Elmir cited several cases where the ACLU-MI stood with the free speech rights of the local Arab American community, including a 2006 case in which the organization urged Dearborn to waive a $18,000 fee for police and clean-up after a large anti-war demonstration.
The ACLU has a history for defending free speech, even if it is offensive and controversial. In 1978, the organization defended a neo-Nazi group that planned to march in the Chicago suburb of Skokie, where many Holocaust survivors lived.
Elmir said her identity and faith are not affected by the Bible Believers and their actions.
“I am proud of the work that the ACLU of Michigan does to promote the free speech rights of all people,” she said. “I believe we can uphold a person’s fundamental free speech rights, yet denounce their message.

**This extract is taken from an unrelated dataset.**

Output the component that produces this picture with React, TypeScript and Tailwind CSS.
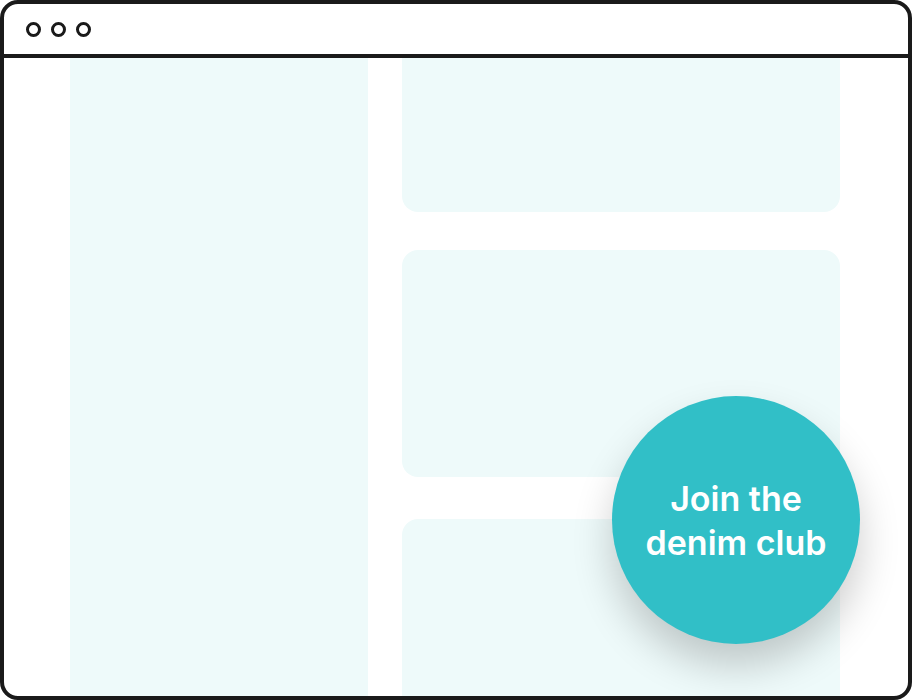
export default function App() {
  return (
    <div className="h-[700px] w-[912px] bg-white" style={{ fontFamily: 'Inter, "Noto Sans", sans-serif' }}>
      <div className="relative flex h-full w-full flex-col overflow-hidden rounded-[18px] border-4 border-[#1a1a1a] bg-white">
        {/* window bar */}
        <div className="flex h-[54px] shrink-0 items-center gap-[10px] border-b-4 border-[#1a1a1a] pl-[22px]">
          <span className="h-[15px] w-[15px] rounded-full border-[3.5px] border-[#1a1a1a]" />
          <span className="h-[15px] w-[15px] rounded-full border-[3.5px] border-[#1a1a1a]" />
          <span className="h-[15px] w-[15px] rounded-full border-[3.5px] border-[#1a1a1a]" />
        </div>

        {/* page skeleton */}
        <div className="flex min-h-0 flex-1 gap-[34px] pl-[66px]">
          <div className="w-[298px] bg-[#eefafa]" />
          <div className="flex w-[438px] flex-col">
            <div className="h-[154px] shrink-0 rounded-b-[16px] bg-[#eefafa]" />
            <div className="mt-[38px] h-[227px] shrink-0 rounded-[16px] bg-[#eefafa]" />
            <div className="mt-[42px] flex-1 rounded-t-[16px] bg-[#eefafa]" />
          </div>
        </div>

        {/* call to action bubble */}
        <div className="absolute left-[608px] top-[392px] flex h-[248px] w-[248px] items-center justify-center rounded-full bg-[#31bfc7] shadow-[0_22px_40px_rgba(0,0,0,0.2)]">
          <p className="pt-[2px] text-center text-[34px] font-semibold leading-[44px] text-white">
            Join the
            <br />
            denim club
          </p>
        </div>
      </div>
    </div>
  );
}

The truth is I am not less Muslim or Arab because of the Bible Believers offensive chants; I’m not any less Muslim or Arab because of their disturbing tactics and certainly my faith is not affected because of their mere presence in the community.”
This summer, Wayne County Sheriff Benny Napoleon praised the court’s decision and defended the actions of his deputies in an interview with The Arab American News.
“We recognize that people have a right to protest,” Napoleon said. “They have a right to free speech, but they also have to do it in a reasonable manner that would not jeopardize public safety. We didn’t care what the content of their speech was. It wasn’t until we thought that they were an imminent threat to public safety that we shut them down. I think we did the right thing.”
Last year, the city of Dearborn settled a $300,000 lawsuit for wrongfully arresting similar protesters at the festival in 2010. Such incidents were among the leading causes behind the indefinite cancellation of the Arab International Festival, a yearly tradition that brought hundreds of thousands of people to Dearborn.